11. I am alive to the fact that the receipt for Kshs 500/ issued by Weru Group ranch is in the name of the Plaintiff’s wife who is said to be deceased.  I am not satisfied that the applicant has presented a prima facie case that either himself or the estate would be deprived of the property.  The Applicant has not properly or otherwise demonstrated that he has a legal or equitable right that should be protected by this court.

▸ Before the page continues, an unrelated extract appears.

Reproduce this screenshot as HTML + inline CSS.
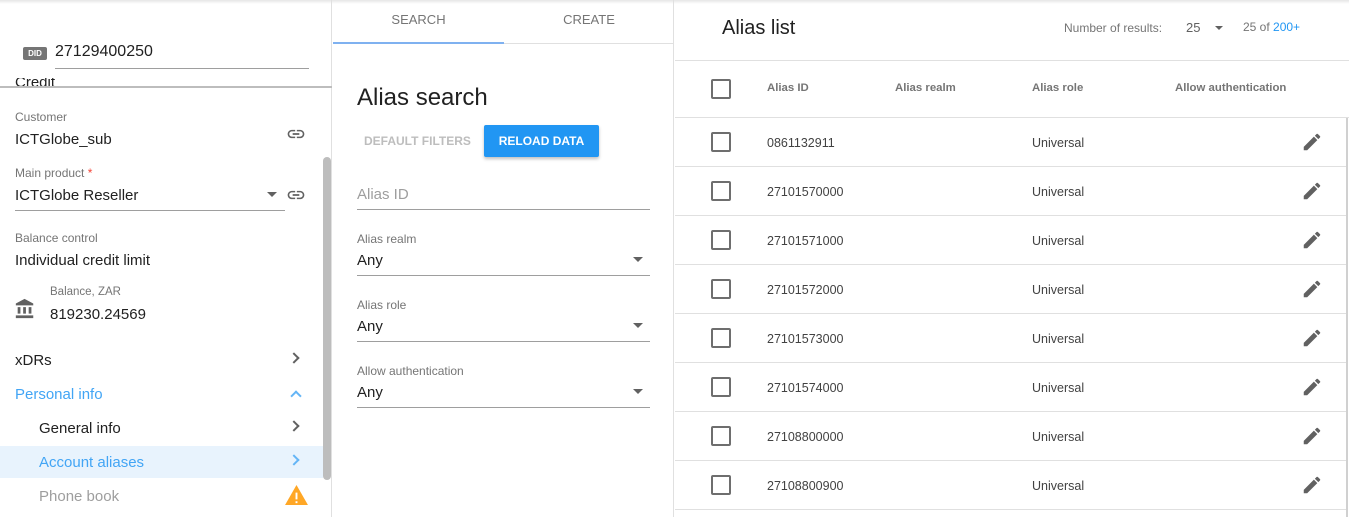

12. The grant of temporary injunctions used to be a small step during the progress of the suit or proceedings towards the presentation of the subject matter.  Today, the society in general and the Judiciary in particular is passing through a very difficult time when the moral values are at their very lowest ebb and there does not appear any prospect of this situation coming to an end in the near future.  The dilemma of the court is that initially it has to treat the truth and falsehood at par and has to give the same equal treatment, protection and hearing until it concludes its investigation to find out which is right or wrong, false or true.  This process takes a long time during which by some interim measure the subject matter of the dispute between the parties has to be preserved, and it is this anxiety for preservation of the property on the part of the court which is sometimes misused and abused by the side which has come before the court with a wrong or false case or a doubtful case which had been filed only to take a chance. This court must accordingly be very cautious, alert and vigilant while granting temporary injunctions during the progress of the suit or proceedings.

13. In the present circumstances, I think it is only a full hearing that can ventilate all the issues being raised by the parties.  The Plaintiffs application dated 21st September 2016 is dismissed.  Each party to bear their own costs.

Dated, signed and delivered in Malindi on 7th day of April 2017.